Data extracted from a collection:
* * * * * * *

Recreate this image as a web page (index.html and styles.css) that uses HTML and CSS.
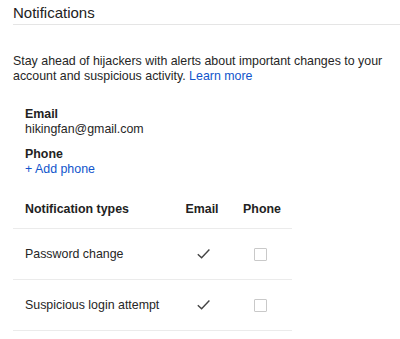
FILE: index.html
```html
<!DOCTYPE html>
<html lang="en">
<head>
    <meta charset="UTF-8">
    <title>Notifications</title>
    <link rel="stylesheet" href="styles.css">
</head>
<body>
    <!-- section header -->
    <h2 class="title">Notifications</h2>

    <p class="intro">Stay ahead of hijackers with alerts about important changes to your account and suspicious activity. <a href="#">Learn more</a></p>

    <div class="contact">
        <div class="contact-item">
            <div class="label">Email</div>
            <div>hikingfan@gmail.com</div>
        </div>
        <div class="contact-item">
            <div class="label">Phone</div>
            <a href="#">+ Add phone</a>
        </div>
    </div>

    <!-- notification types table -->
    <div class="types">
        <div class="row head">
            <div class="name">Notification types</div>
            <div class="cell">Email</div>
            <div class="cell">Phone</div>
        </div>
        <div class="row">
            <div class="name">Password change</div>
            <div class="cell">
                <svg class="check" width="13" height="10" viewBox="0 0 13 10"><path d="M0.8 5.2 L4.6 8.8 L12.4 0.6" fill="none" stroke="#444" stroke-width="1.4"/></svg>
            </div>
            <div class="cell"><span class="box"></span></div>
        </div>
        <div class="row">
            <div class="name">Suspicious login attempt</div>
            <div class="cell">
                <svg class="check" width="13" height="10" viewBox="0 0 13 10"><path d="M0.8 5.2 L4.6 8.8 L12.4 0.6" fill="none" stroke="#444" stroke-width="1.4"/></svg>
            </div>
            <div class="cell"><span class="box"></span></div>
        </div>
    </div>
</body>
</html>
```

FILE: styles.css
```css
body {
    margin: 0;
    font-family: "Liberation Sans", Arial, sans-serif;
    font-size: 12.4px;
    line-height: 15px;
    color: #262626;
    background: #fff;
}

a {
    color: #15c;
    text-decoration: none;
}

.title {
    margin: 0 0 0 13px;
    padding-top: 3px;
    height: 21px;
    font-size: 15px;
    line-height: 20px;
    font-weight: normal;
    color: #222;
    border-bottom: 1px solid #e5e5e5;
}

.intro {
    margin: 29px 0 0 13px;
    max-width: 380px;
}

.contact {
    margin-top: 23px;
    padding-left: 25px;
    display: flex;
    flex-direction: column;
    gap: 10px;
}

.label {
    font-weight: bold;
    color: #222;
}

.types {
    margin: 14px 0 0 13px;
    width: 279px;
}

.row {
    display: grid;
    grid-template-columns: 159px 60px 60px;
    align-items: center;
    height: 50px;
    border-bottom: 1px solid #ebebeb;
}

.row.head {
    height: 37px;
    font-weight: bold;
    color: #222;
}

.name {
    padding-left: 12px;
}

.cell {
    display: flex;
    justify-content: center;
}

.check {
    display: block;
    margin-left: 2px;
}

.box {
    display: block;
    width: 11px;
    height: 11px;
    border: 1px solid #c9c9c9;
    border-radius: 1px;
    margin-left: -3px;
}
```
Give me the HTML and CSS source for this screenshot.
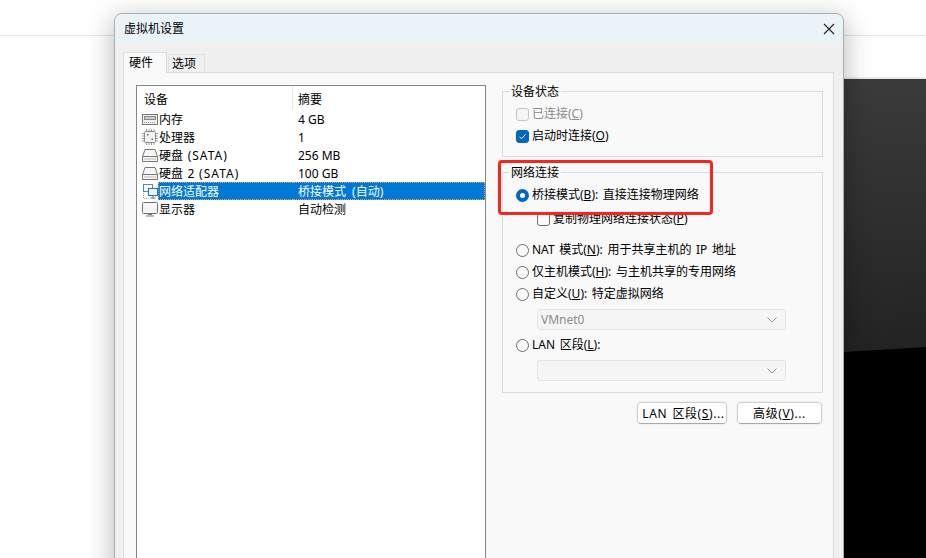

* * * * * * *

# WHAT THIS TASK INVOLVES
Using the records above, output their complete text exactly, minus any images.

# SOLUTION TO THE EXERCISE
Recreate this image as a web page (index.html and styles.css) that uses HTML and CSS.
FILE: index.html
```html
<!DOCTYPE html>
<html lang="en">
<head>
    <meta charset="UTF-8">
    <title>Notifications</title>
    <link rel="stylesheet" href="styles.css">
</head>
<body>
    <!-- section header -->
    <h2 class="title">Notifications</h2>

    <p class="intro">Stay ahead of hijackers with alerts about important changes to your account and suspicious activity. <a href="#">Learn more</a></p>

    <div class="contact">
        <div class="contact-item">
            <div class="label">Email</div>
            <div>hikingfan@gmail.com</div>
        </div>
        <div class="contact-item">
            <div class="label">Phone</div>
            <a href="#">+ Add phone</a>
        </div>
    </div>

    <!-- notification types table -->
    <div class="types">
        <div class="row head">
            <div class="name">Notification types</div>
            <div class="cell">Email</div>
            <div class="cell">Phone</div>
        </div>
        <div class="row">
            <div class="name">Password change</div>
            <div class="cell">
                <svg class="check" width="13" height="10" viewBox="0 0 13 10"><path d="M0.8 5.2 L4.6 8.8 L12.4 0.6" fill="none" stroke="#444" stroke-width="1.4"/></svg>
            </div>
            <div class="cell"><span class="box"></span></div>
        </div>
        <div class="row">
            <div class="name">Suspicious login attempt</div>
            <div class="cell">
                <svg class="check" width="13" height="10" viewBox="0 0 13 10"><path d="M0.8 5.2 L4.6 8.8 L12.4 0.6" fill="none" stroke="#444" stroke-width="1.4"/></svg>
            </div>
            <div class="cell"><span class="box"></span></div>
        </div>
    </div>
</body>
</html>
```

FILE: styles.css
```css
body {
    margin: 0;
    font-family: "Liberation Sans", Arial, sans-serif;
    font-size: 12.4px;
    line-height: 15px;
    color: #262626;
    background: #fff;
}

a {
    color: #15c;
    text-decoration: none;
}

.title {
    margin: 0 0 0 13px;
    padding-top: 3px;
    height: 21px;
    font-size: 15px;
    line-height: 20px;
    font-weight: normal;
    color: #222;
    border-bottom: 1px solid #e5e5e5;
}

.intro {
    margin: 29px 0 0 13px;
    max-width: 380px;
}

.contact {
    margin-top: 23px;
    padding-left: 25px;
    display: flex;
    flex-direction: column;
    gap: 10px;
}

.label {
    font-weight: bold;
    color: #222;
}

.types {
    margin: 14px 0 0 13px;
    width: 279px;
}

.row {
    display: grid;
    grid-template-columns: 159px 60px 60px;
    align-items: center;
    height: 50px;
    border-bottom: 1px solid #ebebeb;
}

.row.head {
    height: 37px;
    font-weight: bold;
    color: #222;
}

.name {
    padding-left: 12px;
}

.cell {
    display: flex;
    justify-content: center;
}

.check {
    display: block;
    margin-left: 2px;
}

.box {
    display: block;
    width: 11px;
    height: 11px;
    border: 1px solid #c9c9c9;
    border-radius: 1px;
    margin-left: -3px;
}
```
Give me the HTML and CSS source for this screenshot.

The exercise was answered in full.